Cheryl doesn’t believe that Jason knew about the game because if he did, he would have put a stop to it. That beggars belief, though. He was co-captain with Chuck, so either he knew about it and participated or he knew about it and didn’t do anything. There is no believable scenario where he was ignorant.
And speaking of Jason, despite the dramatic ending last week, the guiltiness of Cheryl is pretty much handwaved this week, as we learn that she and he faked his disappearance so he could run away. Her guilt is over lying and keeping a secret, basically, so…
Betty and Veronica, with an assist from Riverdale’s other young ladies, launch their revenge plan, which is supposed to involved embarrassing Chuck on camera and getting him to admit that the bang book is full of lies. And that’s how it goes–they shackle Chuck into a hot tub, get the confession recorded, and then, oh, Betty kind of dissociates. She’s come out in a wig, first of all. Then she starts demanding that he apologize for “ruining” Polly–yikes–and she starts saying “me” instead of her sister’s name. Then she’s pouring maple syrup on him and cranking up the temperature of the hot tub and it is more than a little unnerving. Thank God Veronica is there to jerk her back from the edge, but my goodness–what on earth happened with Polly?
That isn’t made explicit this week, but whatever it is, Cheryl apologizes to Betty for Jason’s part in it and they burn the book together. It’s a lovely moment. [By the way, Chuck’s confession is made public and he’s kicked off the team, along with several other members.] Another lovely moment is when Josie explains the origin of her band’s name to Archie. You see, they’re the Pussycats because they have to “claw our way into the same rooms that you can just waltz into.” Archie’s like, yeah, I get it–someone called me carrot-top once. Like, I know I talked about their privilege already, but Archie is just so clueless in this scene. I would feel more enmity for him, but again, he’s a teenager and he is under the strain of his secrets.
And speaking of those, he gives one up this week. Specifically, he tells the Sheriff that he was at the river on the 4th. His excuse is that he was working on his music, btw, and hilariously, he was there only with his dog.
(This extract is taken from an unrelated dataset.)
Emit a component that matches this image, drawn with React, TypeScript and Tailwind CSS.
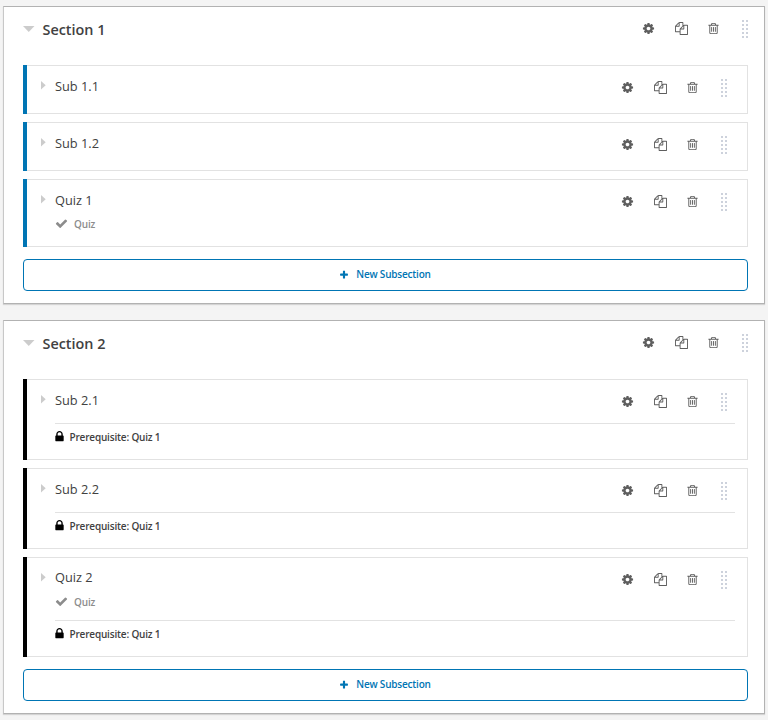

While he’s telling him that, Jughead tracks down the source of the gunshot: survivalist scout master (???) Dilton Doiley (Major Curda), who was teaching his young proteges to shoot. He hasn’t come forward because it was not legal shooting. He doesn’t want the Blue and Gold to publish it, either, so he offers up a little quid pro quo in the form of a “juicy” detail: he saw Ms. Grundy’s car at the river that day. Dun dun DUN!
Adult roundup: Penelope Blossom (Nathalie Boltt), Jason and Cheryl’s mother, slapped the taste out of Helen Cooper’s mouth because she published Jason’s autopsy results. Helen was awful to Hermione for no reason. Helen was awful, in general. If she ends up dead, I won’t be surprised. Ms. Grundy broke up with Archie, but not really. Fred Andrews (Luke Perry, whom I can’t believe I haven’t mentioned yet) grounded Archie for various reasons, but then talked to Ms. Grundy about Archie’s talent and ended up building him a soundproofed room. It’s ostensibly for making music, but it’s also great for murder.
8/10 – The slut-shaming storyline was a really good idea, but the execution left something to be desired. Like, they keep going on about how the girls didn’t do the things they’re written up in the book for, but…who cares if they did? It doesn’t make them bad people if they did and it doesn’t make them good people if they didn’t. Just something to think about, with your show marketed to impressionable teenagers. Also something to think about? Putting Dennis Hopper all up in this.